> **Source excerpt**
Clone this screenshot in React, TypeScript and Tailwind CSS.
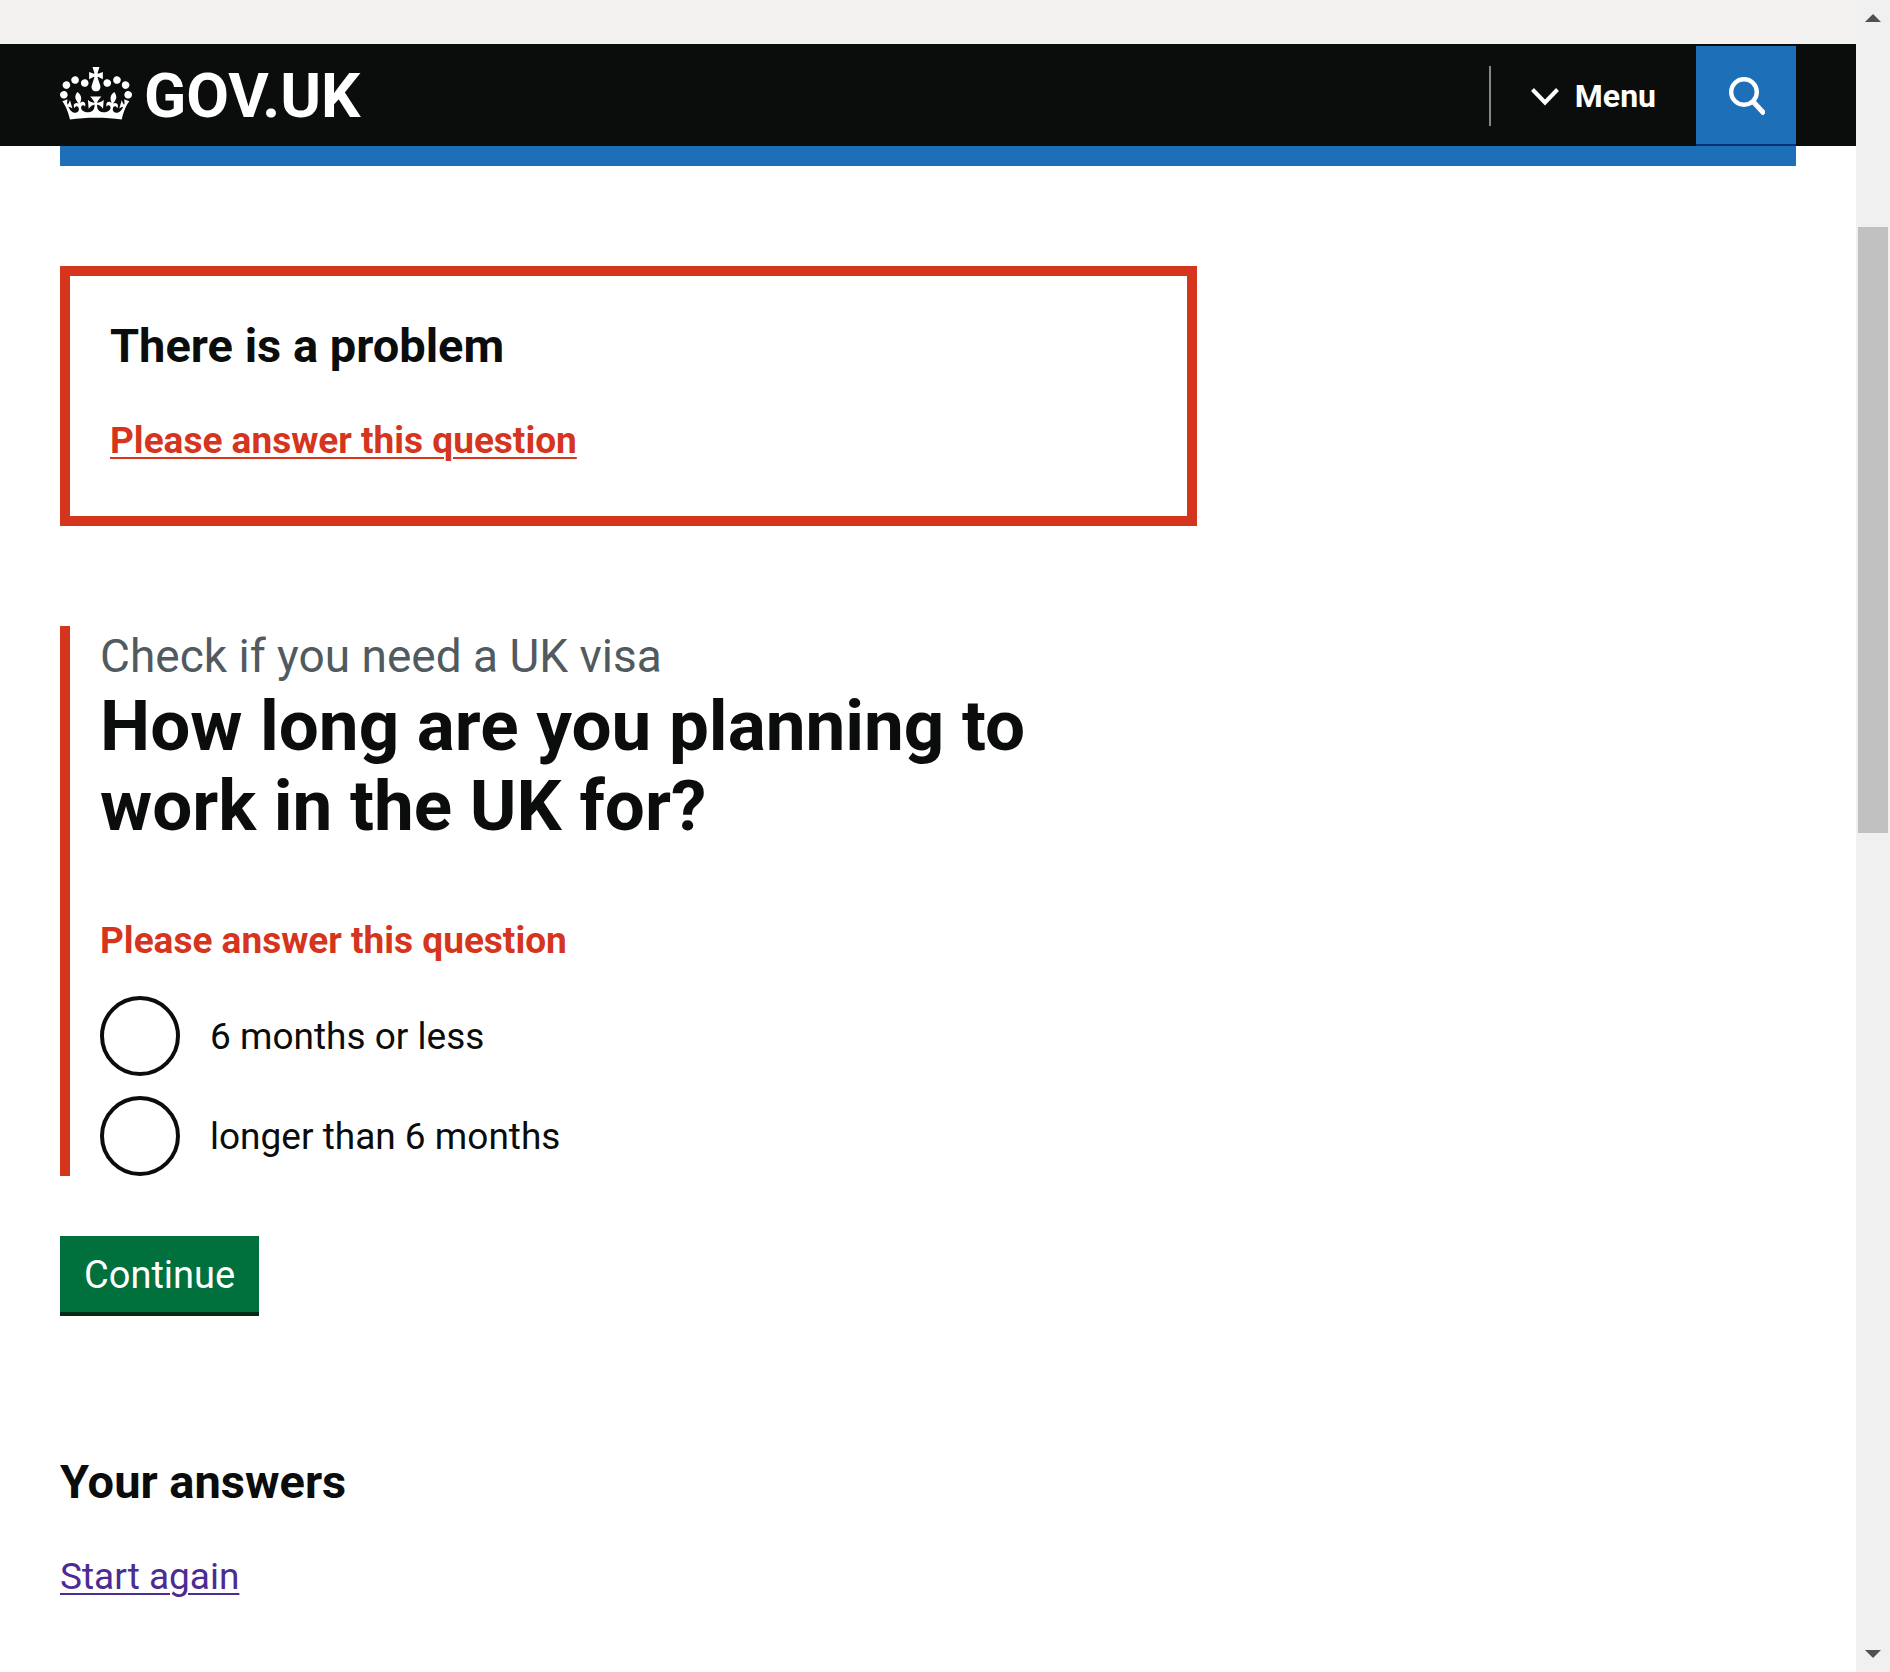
import React from "react";

const CROWN_PATH =
  "M25 30.2c3.5 1.5 7.7-.2 9.1-3.7 1.5-3.6-.2-7.8-3.9-9.2-3.6-1.4-7.6.3-9.1 3.9-1.4 3.5.3 7.5 3.9 9zM9 39.5c3.6 1.5 7.8-.2 9.2-3.7 1.5-3.6-.2-7.8-3.9-9.1-3.6-1.5-7.6.2-9.1 3.8-1.4 3.5.3 7.5 3.8 9zM4.4 57.2c3.5 1.5 7.7-.2 9.1-3.8 1.5-3.6-.2-7.7-3.9-9.1-3.5-1.5-7.6.3-9.1 3.8-1.4 3.5.3 7.6 3.9 9.1zm38.3-21.4c3.5 1.5 7.7-.2 9.1-3.8 1.5-3.6-.2-7.7-3.9-9.1-3.6-1.5-7.6.3-9.1 3.8-1.3 3.6.4 7.7 3.9 9.1zm64.4-5.6c-3.6 1.5-7.8-.2-9.1-3.7-1.5-3.6.2-7.8 3.8-9.2 3.6-1.4 7.7.3 9.2 3.9 1.3 3.5-.4 7.5-3.9 9zm15.9 9.3c-3.6 1.5-7.7-.2-9.1-3.7-1.5-3.6.2-7.8 3.7-9.1 3.6-1.5 7.7.2 9.2 3.8 1.5 3.5-.3 7.5-3.8 9zm4.7 17.7c-3.6 1.5-7.8-.2-9.2-3.8-1.5-3.6.2-7.7 3.9-9.1 3.6-1.5 7.7.3 9.2 3.8 1.3 3.5-.4 7.6-3.9 9.1zM89.3 35.8c-3.6 1.5-7.8-.2-9.2-3.8-1.4-3.6.2-7.7 3.9-9.1 3.6-1.5 7.7.3 9.2 3.8 1.4 3.6-.3 7.7-3.9 9.1zM69.7 17.7l8.9 4.7V9.3l-8.9 2.8c-.2-.3-.5-.6-.9-.9L72.4 0H59.6l3.5 11.2c-.3.3-.6.5-.9.9l-8.8-2.8v13.1l8.8-4.7c.3.3.6.7.9.9l-5 15.4v.1c-.2.8-.4 1.6-.4 2.4 0 4.1 3.1 7.5 7 8.1h.2c.3 0 .7.1 1 .1.4 0 .7 0 1-.1h.2c4-.6 7.1-4.1 7.1-8.1 0-.8-.1-1.7-.4-2.4V34l-5.1-15.4c.4-.2.7-.6 1-.9zM66 92.8c16.9 0 32.8 1.1 47.1 3.2 4-16.9 8.9-26.7 14-33.5l-9.6-3.4c1 4.9 1.1 7.2 0 10.2-1.5-1.4-3-4.3-4.2-8.7L108.6 76c2.8-2 5-3.2 7.5-3.3-4.4 9.4-10 11.9-13.6 11.2-4.3-.8-6.3-4.6-5.6-7.9 1-4.7 5.7-5.9 8-.5 4.3-8.7-3-11.4-7.6-8.8 7.1-7.2 7.9-13.5 2.1-21.1-8 6.1-8.1 12.3-4.5 20.8-4.7-5.4-12.1-2.5-9.5 6.2 3.4-5.2 7.9-2 7.2 3.1-.6 4.3-6.4 7.8-13.5 7.2-10.3-.9-10.9-8-11.2-13.8 2.5-.5 7.1 1.8 11 7.3L80.2 60c-4.1 4.4-8 5.3-12.3 5.4 1.4-4.4 8-11.6 8-11.6H55.5s6.4 7.2 7.9 11.6c-4.2-.1-8-1-12.3-5.4l1.4 16.4c3.9-5.5 8.5-7.7 10.9-7.3-.3 5.8-.9 12.8-11.1 13.8-7.2.6-12.9-2.9-13.5-7.2-.7-5 3.8-8.3 7.1-3.1 2.7-8.7-4.6-11.6-9.4-6.2 3.7-8.5 3.6-14.7-4.6-20.8-5.8 7.6-5 13.9 2.2 21.1-4.7-2.6-11.9.1-7.7 8.8 2.3-5.5 7.1-4.2 8.1.5.7 3.3-1.3 7.1-5.7 7.9-3.5.7-9-1.8-13.5-11.2 2.5.1 4.7 1.3 7.5 3.3l-4.7-15.4c-1.2 4.4-2.7 7.2-4.3 8.7-1.1-3-.9-5.3 0-10.2l-9.5 3.4c5 6.9 9.9 16.7 14 33.5 14.8-2.1 30.8-3.2 47.7-3.2z";

function Header() {
  return (
    <header className="bg-[#0b0c0c] px-[60px] text-white">
      <div className="flex h-[102px] items-center justify-between">
        <a href="#home" aria-label="GOV.UK home" className="flex items-center gap-3">
          <svg viewBox="0 0 132 97" className="mb-1 h-[53px] w-[72px]" fill="currentColor" aria-hidden="true">
            <path fillRule="evenodd" d={CROWN_PATH} />
          </svg>
          <span className="pt-0.5 text-[62px] leading-[60px] font-bold">GOV.UK</span>
        </a>
        <div className="flex h-full items-center">
          <button type="button" className="mt-0.5 flex h-[60px] items-center border-l-2 border-[#858686] px-10 text-[32px] leading-[60px] font-bold">
            <svg viewBox="0 0 28 18" className="mt-0.5 mr-4 h-[18px] w-7" fill="none" stroke="currentColor" strokeWidth="4" aria-hidden="true">
              <path d="M1.5 1.5L14 14.5L26.5 1.5" />
            </svg>
            Menu
          </button>
          <button
            type="button"
            aria-label="Search GOV.UK"
            className="flex h-full w-[100px] items-center justify-center border-t-2 border-b-2 border-t-[#0b0c0c] border-b-[#003078] bg-[#1d70b8]"
          >
            <svg viewBox="0 0 38 40" className="h-10 w-[38px]" fill="none" stroke="currentColor" aria-hidden="true">
              <circle cx="17" cy="17" r="12.8" strokeWidth="4.4" />
              <path d="M26 26.5L37.5 39" strokeWidth="5" />
            </svg>
          </button>
        </div>
      </div>
    </header>
  );
}

function ErrorSummary() {
  return (
    <div role="alert" className="border-10 border-[#d4351c] p-10 pb-[50px]">
      <h2 className="text-[47px] leading-[60px] font-bold">There is a problem</h2>
      <a
        href="#months-0"
        className="mt-10 inline-block align-top text-[37px] leading-[50px] font-bold text-[#d4351c] underline decoration-2 underline-offset-4"
      >
        Please answer this question
      </a>
    </div>
  );
}

function RadioOption({ id, label }: { id: string; label: string }) {
  return (
    <div className="flex items-center">
      <input
        id={id}
        type="radio"
        name="length-of-stay"
        className="size-20 shrink-0 appearance-none rounded-full border-4 border-[#0b0c0c] bg-white checked:bg-[radial-gradient(#0b0c0c_50%,transparent_51%)]"
      />
      <label htmlFor={id} className="pt-0.5 pl-[30px] text-[37px] leading-[50px]">
        {label}
      </label>
    </div>
  );
}

function Question() {
  return (
    <fieldset className="mt-[100px] border-l-10 border-[#d4351c] pl-[30px]">
      <legend className="float-left w-full pb-[70px]">
        <span className="block text-[46px] leading-[60px] text-[#505a5f]">Check if you need a UK visa</span>
        <h1 className="text-[71px] leading-[80px] font-bold">How long are you planning to work in the UK for?</h1>
      </legend>
      <p className="clear-both text-[37px] leading-[50px] font-bold text-[#d4351c]">Please answer this question</p>
      <div className="mt-[30px] flex flex-col gap-5">
        <RadioOption id="months-0" label="6 months or less" />
        <RadioOption id="months-1" label="longer than 6 months" />
      </div>
    </fieldset>
  );
}

function Scrollbar() {
  return (
    <div aria-hidden="true" className="flex h-screen w-[34px] shrink-0 flex-col items-center bg-[#f0f0f0] py-[14px] text-[#505050]">
      <svg viewBox="0 0 16 8" className="h-2 w-4" fill="currentColor">
        <path d="M0 8L8 0L16 8z" />
      </svg>
      <div className="mt-[205px] h-[606px] w-[30px] bg-[#c1c1c1]" />
      <svg viewBox="0 0 16 8" className="mt-auto h-2 w-4" fill="currentColor">
        <path d="M0 0L8 8L16 0z" />
      </svg>
    </div>
  );
}

export default function App() {
  return (
    <div className="flex min-h-screen bg-white font-['Roboto',sans-serif] text-[#0b0c0c]">
      <div className="min-w-0 flex-1">
        <div className="h-11 bg-[#f3f2f1]" />
        <Header />
        <div className="px-[60px]">
          <div className="h-5 bg-[#1d70b8]" />
          <main className="pt-[100px]">
            <div className="w-2/3 pr-5">
              <ErrorSummary />
              <form onSubmit={(event: React.FormEvent) => event.preventDefault()}>
                <Question />
                <button
                  type="submit"
                  className="mt-[60px] h-20 border-b-4 border-[#002d18] bg-[#00703c] px-6 pt-0.5 text-[38px] leading-[50px] text-white"
                >
                  Continue
                </button>
              </form>
              <h2 className="mt-[136px] text-[47px] leading-[60px] font-bold">Your answers</h2>
              <a
                href="#start"
                className="mt-10 inline-block text-[37px] leading-[50px] text-[#4c2c92] underline decoration-2 underline-offset-4"
              >
                Start again
              </a>
            </div>
          </main>
        </div>
      </div>
      <Scrollbar />
    </div>
  );
}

> **Exercise brief**
The lines from the start of the data through the line that contains "import React from" are to be returned exactly, please, with both ends included and every picture left out.

> **Correct response**
Clone this screenshot in React, TypeScript and Tailwind CSS.
import React from "react";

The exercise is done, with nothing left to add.